Requirements >> Write out the material exactly, without any of its pictures.

◆ ◆ ◆ ◆ ◆

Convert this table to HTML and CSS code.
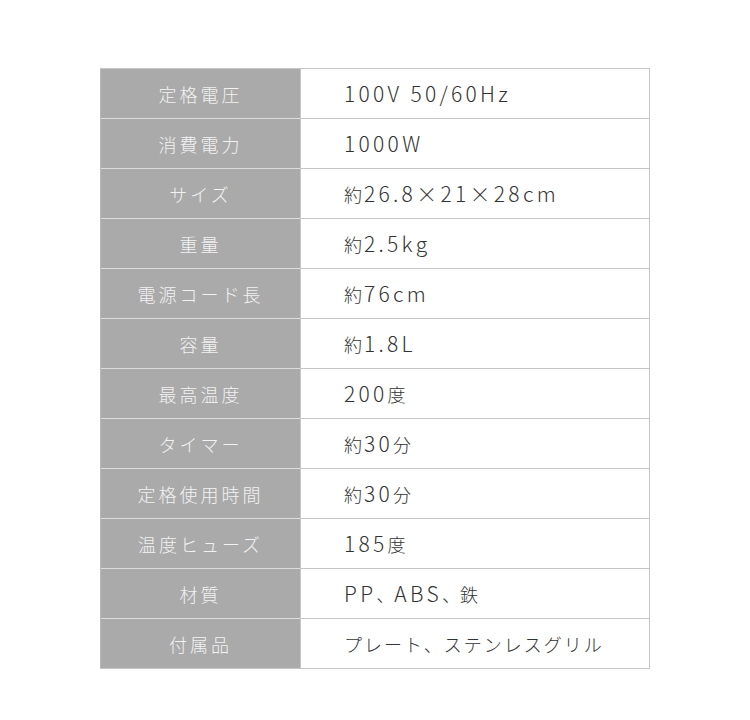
FILE: index.html
```html
<!DOCTYPE html>
<html lang="ja">
<head>
<meta charset="utf-8">
<link rel="stylesheet" href="styles.css">
</head>
<body>
<table class="spec">
  <tr><th>定格電圧</th><td><span class="n">100V 50/60Hz</span></td></tr>
  <tr><th>消費電力</th><td><span class="n">1000W</span></td></tr>
  <tr><th>サイズ</th><td>約<span class="n">26.8×21×28cm</span></td></tr>
  <tr><th>重量</th><td>約<span class="n">2.5kg</span></td></tr>
  <tr><th>電源コード長</th><td>約<span class="n">76cm</span></td></tr>
  <tr><th>容量</th><td>約<span class="n">1.8L</span></td></tr>
  <tr><th>最高温度</th><td><span class="n">200</span>度</td></tr>
  <tr><th>タイマー</th><td>約<span class="n">30</span>分</td></tr>
  <tr><th>定格使用時間</th><td>約<span class="n">30</span>分</td></tr>
  <tr><th>温度ヒューズ</th><td><span class="n">185</span>度</td></tr>
  <tr><th>材質</th><td><span class="n">PP</span><span class="p">、</span><span class="n">ABS</span><span class="p">、</span>鉄</td></tr>
  <tr><th>付属品</th><td>プレート、ステンレスグリル</td></tr>
</table>
</body>
</html>
```
FILE: styles.css
```css
html, body {
  margin: 0;
  padding: 0;
  background: #ffffff;
}
body {
  font-family: "Noto Sans CJK JP", "Noto Sans", sans-serif;
  font-weight: 300;
}
.spec {
  margin: 68px 0 0 100px;
  width: 550px;
  border-collapse: collapse;
  table-layout: fixed;
}
.spec th, .spec td {
  height: 50px;
  padding: 0;
  font-size: 18px;
  line-height: 1;
  box-sizing: border-box;
}
.spec th {
  width: 200px;
  background: #aaaaaa;
  color: #f2f2f2;
  font-weight: 300;
  text-align: center;
  letter-spacing: 3px;
  border-top: 1px solid #dcdcdc;
  border-left: 1px solid #b9b9b9;
}
.spec td {
  color: #333333;
  text-align: left;
  padding-left: 43px;
  letter-spacing: 2px;
  border: 1px solid #c6c6c6;
}
.spec .n {
  font-size: 21px;
  letter-spacing: 3.3px;
}
.spec .p {
  letter-spacing: -6px;
  margin-right: 6px;
}
.spec tr:first-child th {
  border-top: 1px solid #c6c6c6;
}
.spec tr:last-child th {
  border-bottom: 1px solid #c6c6c6;
}
```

◆ ◆ ◆ ◆ ◆

Reply >>
Convert this table to HTML and CSS code.
FILE: index.html
```html
<!DOCTYPE html>
<html lang="ja">
<head>
<meta charset="utf-8">
<link rel="stylesheet" href="styles.css">
</head>
<body>
<table class="spec">
  <tr><th>定格電圧</th><td><span class="n">100V 50/60Hz</span></td></tr>
  <tr><th>消費電力</th><td><span class="n">1000W</span></td></tr>
  <tr><th>サイズ</th><td>約<span class="n">26.8×21×28cm</span></td></tr>
  <tr><th>重量</th><td>約<span class="n">2.5kg</span></td></tr>
  <tr><th>電源コード長</th><td>約<span class="n">76cm</span></td></tr>
  <tr><th>容量</th><td>約<span class="n">1.8L</span></td></tr>
  <tr><th>最高温度</th><td><span class="n">200</span>度</td></tr>
  <tr><th>タイマー</th><td>約<span class="n">30</span>分</td></tr>
  <tr><th>定格使用時間</th><td>約<span class="n">30</span>分</td></tr>
  <tr><th>温度ヒューズ</th><td><span class="n">185</span>度</td></tr>
  <tr><th>材質</th><td><span class="n">PP</span><span class="p">、</span><span class="n">ABS</span><span class="p">、</span>鉄</td></tr>
  <tr><th>付属品</th><td>プレート、ステンレスグリル</td></tr>
</table>
</body>
</html>
```
FILE: styles.css
```css
html, body {
  margin: 0;
  padding: 0;
  background: #ffffff;
}
body {
  font-family: "Noto Sans CJK JP", "Noto Sans", sans-serif;
  font-weight: 300;
}
.spec {
  margin: 68px 0 0 100px;
  width: 550px;
  border-collapse: collapse;
  table-layout: fixed;
}
.spec th, .spec td {
  height: 50px;
  padding: 0;
  font-size: 18px;
  line-height: 1;
  box-sizing: border-box;
}
.spec th {
  width: 200px;
  background: #aaaaaa;
  color: #f2f2f2;
  font-weight: 300;
  text-align: center;
  letter-spacing: 3px;
  border-top: 1px solid #dcdcdc;
  border-left: 1px solid #b9b9b9;
}
.spec td {
  color: #333333;
  text-align: left;
  padding-left: 43px;
  letter-spacing: 2px;
  border: 1px solid #c6c6c6;
}
.spec .n {
  font-size: 21px;
  letter-spacing: 3.3px;
}
.spec .p {
  letter-spacing: -6px;
  margin-right: 6px;
}
.spec tr:first-child th {
  border-top: 1px solid #c6c6c6;
}
.spec tr:last-child th {
  border-bottom: 1px solid #c6c6c6;
}
```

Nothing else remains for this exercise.